Advent thought 2: Putting tragedy in its place

I was reading I Cor 1:7 this morning about Christians eagerly waiting for Jesus to be revealed (the second advent). It got me thinking about tragedy.

It seems to me that the story of Jesus (which is the story of Israel and of humanity writ small) requires that Christians take evil, pain, suffering, and grief very seriously. No faith that has a cross at its heart can do any less. However, it also refuses to allow such things to have the last word. No faith that has resurrection and ascension at its heart can be ultimately tragic. So the Christian metanarrative simply does not have a tragic plotline.

Two errors are to be avoided:

a cross without a resurrection. Those who would have us believe that unless we embrace the darkness and surrender to the night we have not taken it seriously would prefer a cross without a resurrection.

collapsing cross and resurrection. Obviously no Christian would get rid of the cross but many are tempted to collapse cross and resurrection so that the cross itself ceases to be a moment of injustice, evil, and the experience of God-forsakenness. It becomes instead no more than a moment of glory and triumph. Such theology tends towards an over-realized eschatology in which Christians should be walking in all the benefits of the new creation now.

We need to take care to

(a) hold the cross and the resurrection/ascension apart. In Jesus' story Holy Saturday serves as a buffer zone to stop Good Friday and Easter Sunday from collapsing into one another. We need to allow the pains of Calvary their own integrity; their own moment - Space and time to be themselves. We need to regognize that real evil can invade our lives in the present age and that there is a very real 'not-yet' dimension to our experience of salvation.

(b) hold the cross and resurrection/ascension together. After the resurrection we can never do justice to the story of the cross if we ignore the empty tomb. The resurrection does put Golgotha in a new light. It does not trivialize it; it does not call evil good; it does not make pain into unpain; but it does set night in the context of coming dawn and infuses the shadowlands we inhabit with hope.

This is what Alan Lewis refers to as 'stereophonic hearing' - hearing the cross both apart from and in the light of the resurrection. And it is not a static posture but a dynamic, dialectical one.

It allows us to acknowledge real and deep brokenness in our experiences without ever surrendering hope.

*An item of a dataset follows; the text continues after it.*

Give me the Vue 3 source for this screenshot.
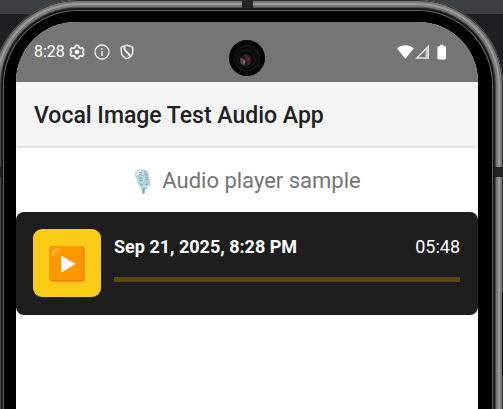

God's last word on humanity is not the cross, and not the tomb, but the risen Lord. In his glorified body our human future is fleshed out. That is why the Christian vision whilst allowing space and time for pain cannot, in the end, be a tragic vision but must be a hopeful one.

Hope does not say that everything is fine. Indeed, if everything was fine there'd be no need for hope. Hope says that everything is not fine ... but one day it will be.

And as a little provocative aside, let me say this: Consider the traditional view that some humans - perhaps many or even most - will be forever lost (whether condemned to eternal torment or annihilated). Is not this view an ultimately tragic one, in part at least? Tragic for the some/many/most people who are not saved. Perhaps even tragic for the saved who would experience the eternal loss of loved ones. Tragic also for God's purposes of redeeming all creation. To that extent is it not a vision of a cross without a resurrection? Is it not a vision insufficiently informed by the shape of the gospel? Could it perhaps be that the mainstream Christian tradition is - ironically - insufficiently Christian? Just wondering.


"Nick" said…
Great thoughts. I had a very bad experience last year when my pastor decided that the Christmas service was going to focus on the "hope" of the resurrection, but instead it somehow ended up focusing on the misery, pain and evil in the world. It felt like a Good Friday service in all the worst ways, not a Christmas service, where we bring together, as you say, the cross and the resurrection, and show how God so loved the world, he came to be with us to save us.

Your provocative aside is absolutely correct!